All lines in the data bearing the string "this" should be identified and copied.

◇ ◇ ◇

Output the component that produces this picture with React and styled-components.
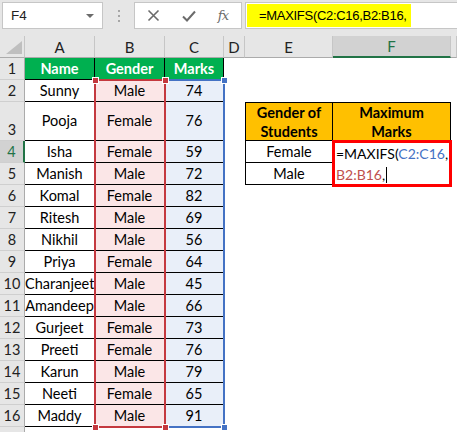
import React from "react";
import styled, { createGlobalStyle } from "styled-components";

const GlobalStyle = createGlobalStyle`
  html, body { margin: 0; padding: 0; background: #fff; }
  body { font-family: Lato, "Liberation Sans", sans-serif; }
`;

const COLS = [
  { key: "A", w: 70 },
  { key: "B", w: 70 },
  { key: "C", w: 59 },
  { key: "D", w: 21 },
  { key: "E", w: 88 },
  { key: "F", w: 118 },
  { key: "G", w: 6 },
];

const people = [
  ["Sunny", "Male", 74],
  ["Pooja", "Female", 76],
  ["Isha", "Female", 59],
  ["Manish", "Male", 72],
  ["Komal", "Female", 82],
  ["Ritesh", "Male", 69],
  ["Nikhil", "Male", 56],
  ["Priya", "Female", 64],
  ["Charanjeet", "Male", 45],
  ["Amandeep", "Male", 66],
  ["Gurjeet", "Female", 73],
  ["Preeti", "Female", 76],
  ["Karun", "Male", 79],
  ["Neeti", "Female", 65],
  ["Maddy", "Male", 91],
];

const ROW_HEIGHTS = { 3: 39 };
const ROWS = Array.from({ length: 17 }, (_, i) => i + 1);

const Window = styled.div`
  width: 457px;
  height: 432px;
  overflow: hidden;
  background: #fff;
`;

const Toolbar = styled.div`
  height: 36px;
  box-sizing: border-box;
  padding: 2px 0 0 2px;
  background: #e6e6e6;
  display: flex;
  align-items: flex-start;
`;

const Box = styled.div`
  box-sizing: border-box;
  height: 27px;
  background: #fff;
  border: 1px solid #c6c6c6;
  display: flex;
  align-items: center;
`;

const NameBox = styled(Box)`
  width: 101px;
  padding: 0 8px 0 8px;
  justify-content: space-between;
  font-family: "Liberation Sans", Arial, sans-serif;
  font-size: 13.5px;
  color: #222;
`;

const Caret = styled.span`
  width: 0;
  height: 0;
  border-left: 4px solid transparent;
  border-right: 4px solid transparent;
  border-top: 4px solid #6b6b6b;
`;

const Grip = styled.div`
  width: 31px;
  height: 27px;
  display: flex;
  flex-direction: column;
  align-items: center;
  justify-content: center;
  gap: 3px;
`;

const Dot = styled.span`
  width: 2px;
  height: 2px;
  background: #a6a6a6;
`;

const ButtonsBox = styled(Box)`
  width: 108px;
  padding: 0 13px 0 12px;
  justify-content: space-between;
`;

const Fx = styled.span`
  font-family: "DejaVu Serif", "Liberation Serif", serif;
  font-style: italic;
  font-size: 13px;
  color: #6b6b6b;
  letter-spacing: -1px;
`;

const FormulaBox = styled(Box)`
  flex: 1;
  margin-left: 3px;
  margin-right: -2px;
  padding: 1px;
  align-items: stretch;
`;

const Highlight = styled.div`
  width: 164px;
  background: #ffff00;
  padding-left: 12px;
  box-sizing: border-box;
  display: flex;
  align-items: center;
  font-family: "Liberation Sans", Arial, sans-serif;
  font-size: 13px;
  letter-spacing: -0.3px;
  color: #000;
`;

const Sheet = styled.div`
  position: relative;
  display: grid;
  grid-template-columns: 25px ${COLS.map((c) => c.w + "px").join(" ")};
  grid-template-rows: 22px ${ROWS.map((r) => (ROW_HEIGHTS[r] || 22) + "px").join(" ")};
`;

const ColHead = styled.div`
  box-sizing: border-box;
  display: flex;
  align-items: center;
  justify-content: center;
  overflow: hidden;
  background: ${(p) => (p.$active ? "#d2d2d2" : "#e6e6e6")};
  color: ${(p) => (p.$active ? "#217346" : "#222")};
  border-right: 1px solid #c6c6c6;
  border-bottom: ${(p) => (p.$active ? "2px solid #217346" : "1px solid #ababab")};
  font-size: 15px;
  position: relative;
`;

const CornerMark = styled.svg`
  position: absolute;
  right: 2px;
  bottom: 3px;
`;

const RowHead = styled.div`
  box-sizing: border-box;
  display: flex;
  align-items: flex-end;
  justify-content: center;
  padding-bottom: 2px;
  background: ${(p) => (p.$active ? "#d2d2d2" : "#e6e6e6")};
  color: ${(p) => (p.$active ? "#217346" : "#222")};
  border-bottom: 1px solid #cfcfcf;
  border-right: ${(p) => (p.$active ? "2px solid #217346" : "1px solid #ababab")};
  font-size: 14.5px;
`;

const edge = (p, side) => (p.$edges && p.$edges.includes(side) ? "1px solid #000" : "none");

const Cell = styled.div`
  box-sizing: border-box;
  min-width: 0;
  overflow: hidden;
  display: flex;
  align-items: center;
  background: ${(p) => p.$fill || "#fff"};
  color: ${(p) => p.$color || "#000"};
  font-weight: ${(p) => (p.$bold ? 700 : 400)};
  font-size: 14.5px;
  border-top: ${(p) => edge(p, "t")};
  border-right: ${(p) => edge(p, "r")};
  border-bottom: ${(p) => edge(p, "b")};
  border-left: ${(p) => edge(p, "l")};
`;

const Label = styled.span`
  display: block;
  width: 100%;
  text-align: center;
  white-space: ${(p) => (p.$wrap ? "pre-line" : "nowrap")};
  line-height: ${(p) => (p.$wrap ? "19px" : "18px")};
  overflow: hidden;
`;

const Range = styled.div`
  position: absolute;
  box-sizing: border-box;
  border: 2px solid ${(p) => p.$color};
  border-left-width: ${(p) => (p.$noLeft ? 0 : 2)}px;
  pointer-events: none;
`;

const Handle = styled.span`
  position: absolute;
  width: 5px;
  height: 5px;
  margin: -3px 0 0 -3px;
  background: ${(p) => p.$color};
  border: 1px solid #fff;
`;

const Editor = styled.div`
  position: absolute;
  left: 332px;
  top: 104px;
  width: 120px;
  height: 47px;
  box-sizing: border-box;
  border: 3px solid #ff0000;
  background: #fff;
  padding: 0 0 0 1px;
  font-size: 14px;
  line-height: 21px;
  white-space: nowrap;
  color: #000;
`;

const Ref = styled.span`
  color: ${(p) => p.$color};
`;

const Caret2 = styled.span`
  display: inline-block;
  width: 1px;
  height: 16px;
  margin-left: 1px;
  background: #000;
  vertical-align: -3px;
`;

const GREEN = "#00b050";
const PINK = "#fbe6e7";
const BLUE = "#e9eff9";
const GOLD = "#ffc000";
const RED = "#c4393f";
const BLUE_LINE = "#4472c4";

function cellFor(r, key) {
  if (["A", "B", "C"].includes(key)) {
    if (r === 1) {
      const text = { A: "Name", B: "Gender", C: "Marks" }[key];
      return { text, fill: GREEN, color: "#fff", bold: true, edges: "rb" };
    }
    if (r >= 2 && r <= 16) {
      const row = people[r - 2];
      const idx = { A: 0, B: 1, C: 2 }[key];
      const fill = key === "B" ? PINK : key === "C" ? BLUE : "#fff";
      return { text: String(row[idx]), fill, edges: "rb" };
    }
  }
  if (key === "E" && r >= 3 && r <= 5) {
    if (r === 3) return { text: "Gender of\nStudents", fill: GOLD, bold: true, wrap: true, edges: "tlrb" };
    return { text: r === 4 ? "Female" : "Male", edges: "lrb" };
  }
  if (key === "F" && r >= 3 && r <= 5) {
    if (r === 3) return { text: "Maximum\nMarks", fill: GOLD, bold: true, wrap: true, edges: "trb" };
    return { text: "", edges: "rb" };
  }
  return { text: "" };
}

const handles = [
  { x: 95, y: 44, c: RED },
  { x: 165, y: 44, c: RED },
  { x: 95, y: 391, c: RED },
  { x: 165, y: 391, c: RED },
  { x: 224, y: 44, c: BLUE_LINE },
  { x: 224, y: 391, c: BLUE_LINE },
];

const XIcon = () => (
  <svg width="13" height="13" viewBox="0 0 13 13">
    <path d="M1.5 1.5 L11.5 11.5 M11.5 1.5 L1.5 11.5" stroke="#6b6b6b" strokeWidth="1.6" fill="none" />
  </svg>
);

const CheckIcon = () => (
  <svg width="14" height="12" viewBox="0 0 14 12">
    <path d="M1 6.5 L5 10.5 L13 1.5" stroke="#6b6b6b" strokeWidth="2" fill="none" />
  </svg>
);

export default function App() {
  return (
    <Window>
      <GlobalStyle />
      <Toolbar>
        <NameBox>
          F4
          <Caret />
        </NameBox>
        <Grip>
          <Dot />
          <Dot />
          <Dot />
        </Grip>
        <ButtonsBox>
          <XIcon />
          <CheckIcon />
          <Fx>fx</Fx>
        </ButtonsBox>
        <FormulaBox>
          <Highlight>=MAXIFS(C2:C16,B2:B16,</Highlight>
        </FormulaBox>
      </Toolbar>

      <Sheet>
        <ColHead>
          <CornerMark width="16" height="13" viewBox="0 0 16 13">
            <polygon points="16,0 16,13 0,13" fill="#bfbfbf" />
          </CornerMark>
        </ColHead>
        {COLS.map((c) => (
          <ColHead key={c.key} $active={c.key === "F"}>
            {c.key === "G" ? "" : c.key}
          </ColHead>
        ))}

        {ROWS.map((r) => (
          <React.Fragment key={r}>
            <RowHead $active={r === 4}>{r <= 16 ? r : ""}</RowHead>
            {COLS.map((c) => {
              const cell = cellFor(r, c.key);
              return (
                <Cell
                  key={c.key}
                  $fill={cell.fill}
                  $color={cell.color}
                  $bold={cell.bold}
                  $edges={cell.edges}
                >
                  <Label $wrap={cell.wrap}>{cell.text}</Label>
                </Cell>
              );
            })}
          </React.Fragment>
        ))}

        <Range $color={RED} style={{ left: 94, top: 43, width: 72, height: 349 }} />
        <Range $color={BLUE_LINE} $noLeft style={{ left: 166, top: 43, width: 59, height: 349 }} />
        {handles.map((h, i) => (
          <Handle key={i} $color={h.c} style={{ left: h.x, top: h.y }} />
        ))}

        <Editor>
          =MAXIFS(<Ref $color="#4472c4">C2:C16</Ref>,
          <br />
          <Ref $color="#c0504d">B2:B16</Ref>,<Caret2 />
        </Editor>
      </Sheet>
    </Window>
  );
}
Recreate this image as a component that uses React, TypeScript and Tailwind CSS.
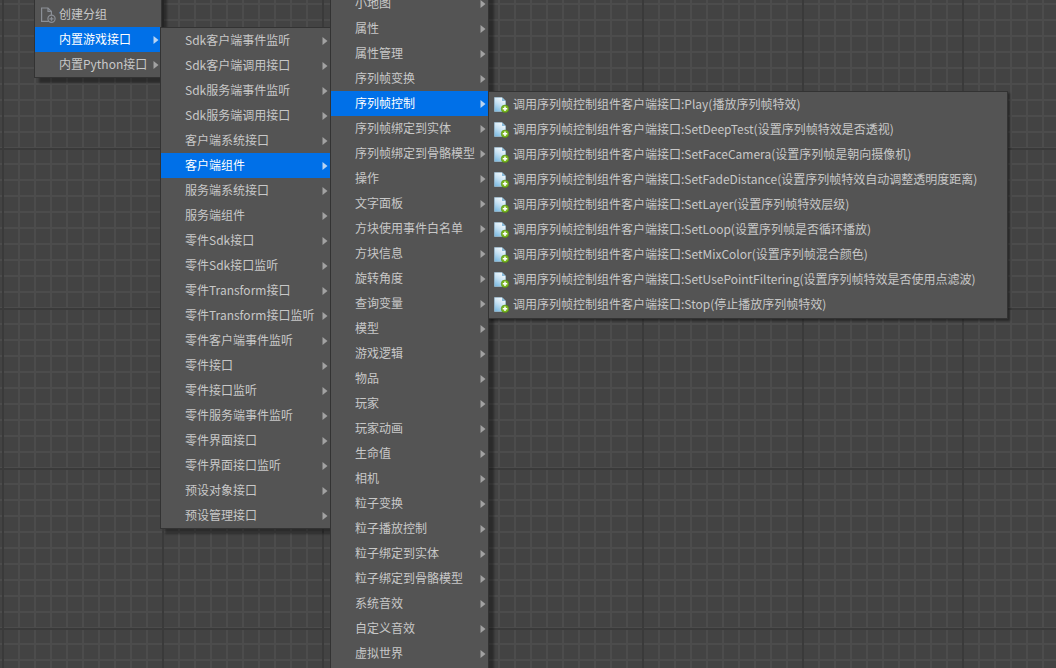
const groupMenu = ['Sdk客户端事件监听', 'Sdk客户端调用接口', 'Sdk服务端事件监听', 'Sdk服务端调用接口', '客户端系统接口', '客户端组件', '服务端系统接口', '服务端组件', '零件Sdk接口', '零件Sdk接口监听', '零件Transform接口', '零件Transform接口监听', '零件客户端事件监听', '零件接口', '零件接口监听', '零件服务端事件监听', '零件界面接口', '零件界面接口监听', '预设对象接口', '预设管理接口']

const componentMenu = ['小地图', '属性', '属性管理', '序列帧变换', '序列帧控制', '序列帧绑定到实体', '序列帧绑定到骨骼模型', '操作', '文字面板', '方块使用事件白名单', '方块信息', '旋转角度', '查询变量', '模型', '游戏逻辑', '物品', '玩家', '玩家动画', '生命值', '相机', '粒子变换', '粒子播放控制', '粒子绑定到实体', '粒子绑定到骨骼模型', '系统音效', '自定义音效', '虚拟世界']

const apiMenu = [
  '调用序列帧控制组件客户端接口:Play(播放序列帧特效)',
  '调用序列帧控制组件客户端接口:SetDeepTest(设置序列帧特效是否透视)',
  '调用序列帧控制组件客户端接口:SetFaceCamera(设置序列帧是朝向摄像机)',
  '调用序列帧控制组件客户端接口:SetFadeDistance(设置序列帧特效自动调整透明度距离)',
  '调用序列帧控制组件客户端接口:SetLayer(设置序列帧特效层级)',
  '调用序列帧控制组件客户端接口:SetLoop(设置序列帧是否循环播放)',
  '调用序列帧控制组件客户端接口:SetMixColor(设置序列帧混合颜色)',
  '调用序列帧控制组件客户端接口:SetUsePointFiltering(设置序列帧特效是否使用点滤波)',
  '调用序列帧控制组件客户端接口:Stop(停止播放序列帧特效)',
]

function Arrow({ active }: { active?: boolean }) {
  return (
    <svg width="6" height="8" viewBox="0 0 6 8" className="shrink-0">
      <path d="M0.5 0 L5.5 4 L0.5 8 Z" fill={active ? '#b9d4f2' : '#a2a2a2'} />
    </svg>
  )
}

function Row({ label, active }: { label: string; active?: boolean }) {
  return (
    <div className={`flex h-[25px] items-center justify-between pl-6 pr-[2px] ${active ? 'bg-[#0070e8] text-white' : 'text-[#c8c8c8]'}`}>
      <span className="whitespace-nowrap pb-[2px]">{label}</span>
      <Arrow active={active} />
    </div>
  )
}

function NewGroupIcon() {
  return (
    <svg width="16" height="16" viewBox="0 0 16 16" fill="none" className="shrink-0" stroke="#8b8f96" strokeWidth="1.2">
      <path d="M1.6 1 H8 L11.4 4.4 V14.4 H1.6 Z" />
      <path d="M8 1 V4.4 H11.4" />
      <circle cx="11.5" cy="11.8" r="3.6" fill="#545454" />
      <path d="M11.5 9.8 V13.8 M9.5 11.8 H13.5" />
    </svg>
  )
}

function ApiIcon({ id }: { id: number }) {
  return (
    <svg width="15" height="16" viewBox="0 0 15 16" className="shrink-0">
      <defs>
        <linearGradient id={`page-${id}`} x1="0.7" y1="0" x2="0.2" y2="1">
          <stop offset="0" stopColor="#f6f9fb" />
          <stop offset="0.5" stopColor="#c4e0f2" />
          <stop offset="1" stopColor="#7dbbe2" />
        </linearGradient>
      </defs>
      <path d="M0.5 0.5 H8 L11.5 4 V14.5 H0.5 Z" fill={`url(#page-${id})`} stroke="#a6cbe2" strokeWidth="0.6" />
      <path d="M8 0.5 V4 H11.5 Z" fill="#86b9d9" />
      <circle cx="11" cy="11.8" r="3.8" fill="#7ab820" stroke="#4d8410" strokeWidth="0.5" />
      <path d="M11 9.6 V14 M8.8 11.8 H13.2" stroke="#fff" strokeWidth="1.5" />
    </svg>
  )
}

export default function App() {
  return (
    <div className="relative h-[668px] w-[1056px] overflow-hidden bg-[#434343] bg-[linear-gradient(#3a3a3a_2px,transparent_2px),linear-gradient(90deg,#3a3a3a_2px,transparent_2px),linear-gradient(#4c4c4c_2px,transparent_2px),linear-gradient(90deg,#4c4c4c_2px,transparent_2px)] bg-[size:160px_160px,160px_160px,16px_16px,16px_16px] bg-[position:0_148px,2px_0,0_3px,2px_0] font-['Noto_Sans_CJK_SC','Noto_Sans',sans-serif] text-[12px]">
      <div className="absolute left-[34px] top-[-24px] w-[128px] border border-[#333] bg-[#545454] shadow-[5px_5px_2px_rgba(0,0,0,0.35)]">
        <div className="h-[25px]" />
        <div className="flex h-[25px] items-center gap-[3px] pl-[5px] text-[#c8c8c8]">
          <NewGroupIcon />
          <span className="pb-[2px]">创建分组</span>
        </div>
        <Row label="内置游戏接口" active />
        <Row label="内置Python接口" />
      </div>

      <div className="absolute left-[160px] top-[27px] w-[171px] border border-[#333] bg-[#545454] shadow-[5px_5px_2px_rgba(0,0,0,0.35)]">
        {groupMenu.map((label) => (
          <Row key={label} label={label} active={label === '客户端组件'} />
        ))}
      </div>

      <div className="absolute left-[330px] top-[-10px] w-[159px] border border-[#333] bg-[#545454] pb-4 shadow-[5px_5px_2px_rgba(0,0,0,0.35)]">
        {componentMenu.map((label) => (
          <Row key={label} label={label} active={label === '序列帧控制'} />
        ))}
      </div>

      <div className="absolute left-[488px] top-[91px] w-[520px] border border-[#333] bg-[#545454] pb-[1px] shadow-[2px_2px_2px_rgba(0,0,0,0.4)]">
        {apiMenu.map((label, i) => (
          <div key={label} className="flex h-[25px] items-center gap-[4px] pl-[5px] text-[#c8c8c8]">
            <ApiIcon id={i} />
            <span className="whitespace-nowrap pb-[2px]">{label}</span>
          </div>
        ))}
      </div>
    </div>
  )
}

◇ ◇ ◇

● **WRITTEN ANSWER**
Output the component that produces this picture with React and styled-components.
Recreate this image as a component that uses React, TypeScript and Tailwind CSS.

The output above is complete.